## Dataset content:

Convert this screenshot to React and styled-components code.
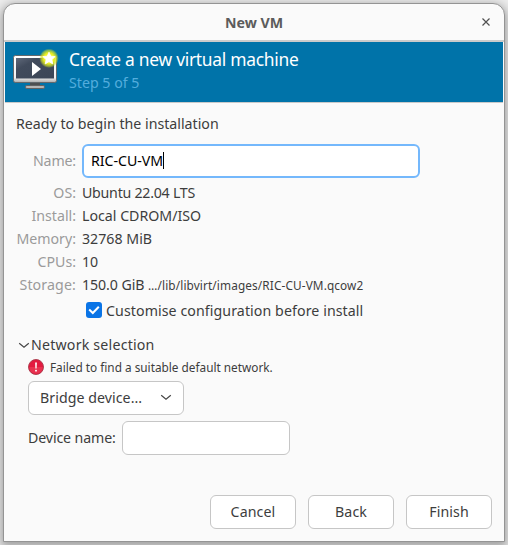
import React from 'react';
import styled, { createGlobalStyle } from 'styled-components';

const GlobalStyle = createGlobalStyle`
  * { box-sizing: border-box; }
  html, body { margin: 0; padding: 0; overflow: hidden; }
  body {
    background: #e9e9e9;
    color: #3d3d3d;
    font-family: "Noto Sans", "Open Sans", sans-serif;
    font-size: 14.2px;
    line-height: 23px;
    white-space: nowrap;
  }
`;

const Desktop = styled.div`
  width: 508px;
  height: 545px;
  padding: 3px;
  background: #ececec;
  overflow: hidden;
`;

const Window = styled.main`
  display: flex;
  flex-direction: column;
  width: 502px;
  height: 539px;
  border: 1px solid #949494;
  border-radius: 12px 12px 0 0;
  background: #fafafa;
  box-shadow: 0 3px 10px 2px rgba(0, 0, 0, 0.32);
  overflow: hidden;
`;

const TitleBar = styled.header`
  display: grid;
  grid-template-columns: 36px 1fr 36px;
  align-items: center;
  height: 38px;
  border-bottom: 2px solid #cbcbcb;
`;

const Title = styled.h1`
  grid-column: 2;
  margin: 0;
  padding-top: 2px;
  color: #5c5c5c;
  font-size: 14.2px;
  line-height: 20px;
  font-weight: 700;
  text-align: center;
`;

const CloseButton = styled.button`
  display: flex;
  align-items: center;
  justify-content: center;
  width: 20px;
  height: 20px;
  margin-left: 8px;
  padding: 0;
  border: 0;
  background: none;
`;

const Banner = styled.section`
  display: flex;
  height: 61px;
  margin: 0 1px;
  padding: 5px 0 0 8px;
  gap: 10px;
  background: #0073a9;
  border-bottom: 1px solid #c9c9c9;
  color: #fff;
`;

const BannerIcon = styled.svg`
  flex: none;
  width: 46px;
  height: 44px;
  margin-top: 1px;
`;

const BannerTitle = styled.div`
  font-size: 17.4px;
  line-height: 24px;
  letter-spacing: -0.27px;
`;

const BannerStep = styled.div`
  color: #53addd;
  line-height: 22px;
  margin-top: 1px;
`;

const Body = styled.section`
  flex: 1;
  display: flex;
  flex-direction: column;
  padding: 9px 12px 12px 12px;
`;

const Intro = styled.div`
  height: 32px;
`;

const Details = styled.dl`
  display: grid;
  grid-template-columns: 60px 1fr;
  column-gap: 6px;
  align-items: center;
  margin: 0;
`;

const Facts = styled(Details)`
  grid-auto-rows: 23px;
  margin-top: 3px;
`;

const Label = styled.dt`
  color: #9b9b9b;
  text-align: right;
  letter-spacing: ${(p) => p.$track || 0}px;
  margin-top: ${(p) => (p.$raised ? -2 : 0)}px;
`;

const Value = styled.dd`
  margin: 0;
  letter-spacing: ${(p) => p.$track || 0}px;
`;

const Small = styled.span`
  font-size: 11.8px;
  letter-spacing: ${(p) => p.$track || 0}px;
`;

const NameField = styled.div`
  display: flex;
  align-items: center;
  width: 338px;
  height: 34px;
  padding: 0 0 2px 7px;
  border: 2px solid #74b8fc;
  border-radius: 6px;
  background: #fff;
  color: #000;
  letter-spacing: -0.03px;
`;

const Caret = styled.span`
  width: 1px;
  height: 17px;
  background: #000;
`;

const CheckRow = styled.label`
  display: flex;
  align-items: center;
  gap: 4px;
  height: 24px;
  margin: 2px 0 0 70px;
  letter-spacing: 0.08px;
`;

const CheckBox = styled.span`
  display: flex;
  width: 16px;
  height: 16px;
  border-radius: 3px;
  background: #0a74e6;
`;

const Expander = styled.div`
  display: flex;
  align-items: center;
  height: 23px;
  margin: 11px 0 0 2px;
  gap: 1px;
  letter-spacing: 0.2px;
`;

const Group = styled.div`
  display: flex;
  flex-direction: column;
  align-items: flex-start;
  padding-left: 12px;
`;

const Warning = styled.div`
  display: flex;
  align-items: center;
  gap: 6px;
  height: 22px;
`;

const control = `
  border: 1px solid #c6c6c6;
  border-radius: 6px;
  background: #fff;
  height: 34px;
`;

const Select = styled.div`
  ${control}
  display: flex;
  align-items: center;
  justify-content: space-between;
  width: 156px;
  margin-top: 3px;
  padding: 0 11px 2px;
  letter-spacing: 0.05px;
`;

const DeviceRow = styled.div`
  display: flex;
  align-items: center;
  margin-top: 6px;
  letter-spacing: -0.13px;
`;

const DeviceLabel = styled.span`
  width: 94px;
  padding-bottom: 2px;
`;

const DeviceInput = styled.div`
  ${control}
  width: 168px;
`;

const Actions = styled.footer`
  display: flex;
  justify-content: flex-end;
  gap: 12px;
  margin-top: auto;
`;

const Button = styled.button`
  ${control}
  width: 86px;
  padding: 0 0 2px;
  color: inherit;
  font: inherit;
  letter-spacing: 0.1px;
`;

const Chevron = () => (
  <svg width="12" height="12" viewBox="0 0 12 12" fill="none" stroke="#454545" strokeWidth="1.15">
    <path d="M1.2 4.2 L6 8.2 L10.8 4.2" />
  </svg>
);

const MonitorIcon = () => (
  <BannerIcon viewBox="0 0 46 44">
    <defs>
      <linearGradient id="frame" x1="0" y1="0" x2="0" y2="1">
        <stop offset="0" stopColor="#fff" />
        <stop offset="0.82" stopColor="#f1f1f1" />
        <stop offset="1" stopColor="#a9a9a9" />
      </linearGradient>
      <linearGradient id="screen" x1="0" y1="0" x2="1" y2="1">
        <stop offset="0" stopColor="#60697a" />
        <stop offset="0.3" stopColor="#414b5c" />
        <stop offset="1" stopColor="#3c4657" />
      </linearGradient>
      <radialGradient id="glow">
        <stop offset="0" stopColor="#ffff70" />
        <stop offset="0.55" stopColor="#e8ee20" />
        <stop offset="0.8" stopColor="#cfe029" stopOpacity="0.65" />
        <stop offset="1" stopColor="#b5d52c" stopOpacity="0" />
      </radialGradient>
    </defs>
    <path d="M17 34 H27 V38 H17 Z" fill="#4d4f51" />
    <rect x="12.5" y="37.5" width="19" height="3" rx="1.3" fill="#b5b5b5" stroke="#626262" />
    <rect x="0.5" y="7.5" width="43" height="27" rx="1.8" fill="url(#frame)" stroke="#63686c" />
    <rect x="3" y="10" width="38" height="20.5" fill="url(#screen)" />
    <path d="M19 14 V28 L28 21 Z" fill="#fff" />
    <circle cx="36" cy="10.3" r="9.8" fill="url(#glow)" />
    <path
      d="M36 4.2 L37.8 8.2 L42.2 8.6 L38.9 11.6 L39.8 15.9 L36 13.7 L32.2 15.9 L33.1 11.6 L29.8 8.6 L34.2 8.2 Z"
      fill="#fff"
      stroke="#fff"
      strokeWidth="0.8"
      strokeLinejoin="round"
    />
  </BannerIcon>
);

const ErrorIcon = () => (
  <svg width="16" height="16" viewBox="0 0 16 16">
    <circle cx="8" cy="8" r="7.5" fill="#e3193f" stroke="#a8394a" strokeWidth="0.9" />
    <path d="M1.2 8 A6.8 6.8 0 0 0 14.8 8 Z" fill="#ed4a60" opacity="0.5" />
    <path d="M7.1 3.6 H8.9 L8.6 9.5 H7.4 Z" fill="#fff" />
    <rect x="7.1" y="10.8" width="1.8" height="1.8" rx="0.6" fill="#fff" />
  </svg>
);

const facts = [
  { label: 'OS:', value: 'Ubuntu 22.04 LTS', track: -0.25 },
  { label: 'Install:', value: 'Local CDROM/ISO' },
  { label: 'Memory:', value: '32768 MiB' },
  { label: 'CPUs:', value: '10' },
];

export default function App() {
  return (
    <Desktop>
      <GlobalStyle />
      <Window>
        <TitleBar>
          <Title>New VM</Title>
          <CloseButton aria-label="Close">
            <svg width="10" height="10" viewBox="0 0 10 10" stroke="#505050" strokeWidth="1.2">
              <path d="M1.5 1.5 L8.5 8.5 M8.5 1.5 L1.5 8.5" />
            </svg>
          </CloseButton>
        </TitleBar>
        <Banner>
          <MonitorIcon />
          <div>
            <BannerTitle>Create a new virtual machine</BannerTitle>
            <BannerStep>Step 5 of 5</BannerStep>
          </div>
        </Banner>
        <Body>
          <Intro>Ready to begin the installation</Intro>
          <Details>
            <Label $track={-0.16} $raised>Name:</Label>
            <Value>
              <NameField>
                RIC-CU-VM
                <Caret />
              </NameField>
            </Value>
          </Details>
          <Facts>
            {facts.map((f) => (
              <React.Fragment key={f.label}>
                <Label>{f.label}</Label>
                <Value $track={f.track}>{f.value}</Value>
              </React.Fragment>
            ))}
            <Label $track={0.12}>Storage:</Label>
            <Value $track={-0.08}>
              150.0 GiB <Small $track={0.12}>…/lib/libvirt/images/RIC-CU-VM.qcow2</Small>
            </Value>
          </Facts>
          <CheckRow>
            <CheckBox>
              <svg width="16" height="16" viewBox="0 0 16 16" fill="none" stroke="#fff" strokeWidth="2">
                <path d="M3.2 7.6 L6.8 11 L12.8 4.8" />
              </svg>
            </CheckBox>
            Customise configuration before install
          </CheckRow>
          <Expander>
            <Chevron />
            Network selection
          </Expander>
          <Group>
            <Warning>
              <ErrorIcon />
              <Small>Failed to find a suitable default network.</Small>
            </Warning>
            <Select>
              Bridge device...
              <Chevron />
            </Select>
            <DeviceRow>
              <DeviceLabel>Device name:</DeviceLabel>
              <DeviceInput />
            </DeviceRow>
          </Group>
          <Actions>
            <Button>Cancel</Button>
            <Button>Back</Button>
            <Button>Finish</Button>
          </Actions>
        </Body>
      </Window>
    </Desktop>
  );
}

## Directions:
Pull out every line in the data above that has the word "React".

## Exercise output:
Convert this screenshot to React and styled-components code.
import React from 'react';
              <React.Fragment key={f.label}>
              </React.Fragment>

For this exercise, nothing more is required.